Twin XL mattresses are a go-to for many—they’re suitable for growing children and solo adult sleepers, and they’re typically found in children’s bedrooms, dorm rooms, and studio apartments. We usually recommend opting for twin XL mattresses over twins because they offer much-needed legroom teens and adults can enjoy. Don’t get us wrong, though, twin mattresses are still a great option for those who aren’t worried about their feet dangling over the edge of the bed.
When it comes to mattress type, hybrids are a popular option because they contain pressure-relieving memory foam layers and bouncy pocketed coils, offering a number of sleep-boosting benefits. We recommend these for people with back pain, couples, and hot sleepers since they can appeal to a variety of sleep needs.

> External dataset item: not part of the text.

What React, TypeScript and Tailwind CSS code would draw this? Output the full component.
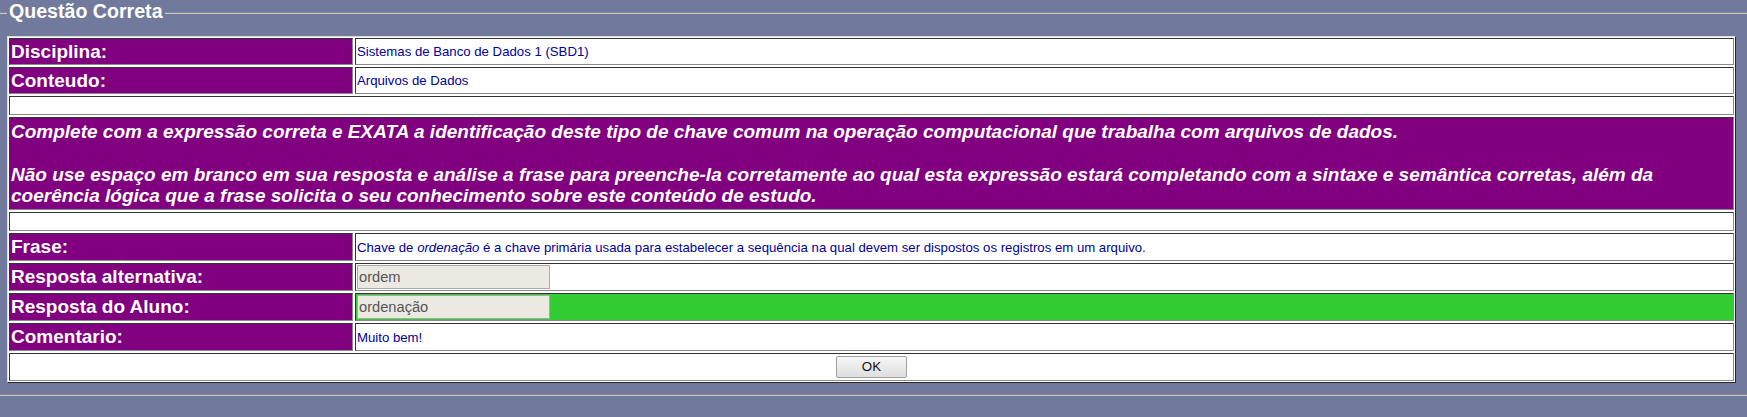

If you have your eye on a twin XL hybrid mattress, you’re in the right place. In our post, we review the best twin XL hybrid mattresses from our lineup.
Our AS2 Hybrid is medium-firm and an excellent choice for back sleepers and those with back pain. Featuring pressure-relieving Bio-Pur® and zoned pocketed coils, the AS2 contours to your body while keeping you in healthy alignment.
The comfort layer of the AS2 is 2 inches of Bio-Pur®, proprietary plant-based memory foam designed to be more breathable and responsive than other foams. Bio-Pur® offers immediate cushioning and alleviates aches and pains. It also distributes your weight evenly to prevent pressure buildup. All foams in our mattresses, including Bio-Pur®, are CertiPUR-US® certified, too, meaning they’re low in VOCs and free from harmful chemicals.
Our AS2 Hybrid also contains 1 inch of Affinity foam to offer enhanced pressure relief and prevent uncomfortable sinkage. The addition of this layer gives the bed some added responsiveness to maintain a medium-firm feel.
The zoned pocketed coils in this bed offer unbeatable support, and they also prevent heat retention and keep you cool because they’re pocketed. Our hybrid mattresses are also a great option for couples because they isolate motion, so you can share the bed with the most restless sleeper and their tossing and turning won’t interrupt your night’s rest.
At the base of our AS2 is a thin layer of foam to provide extra support and prevent wear and tear. You won’t have to worry about sagging either—all of our mattresses come with a 20-year warranty covering indentations as minimal as .75 inches deep.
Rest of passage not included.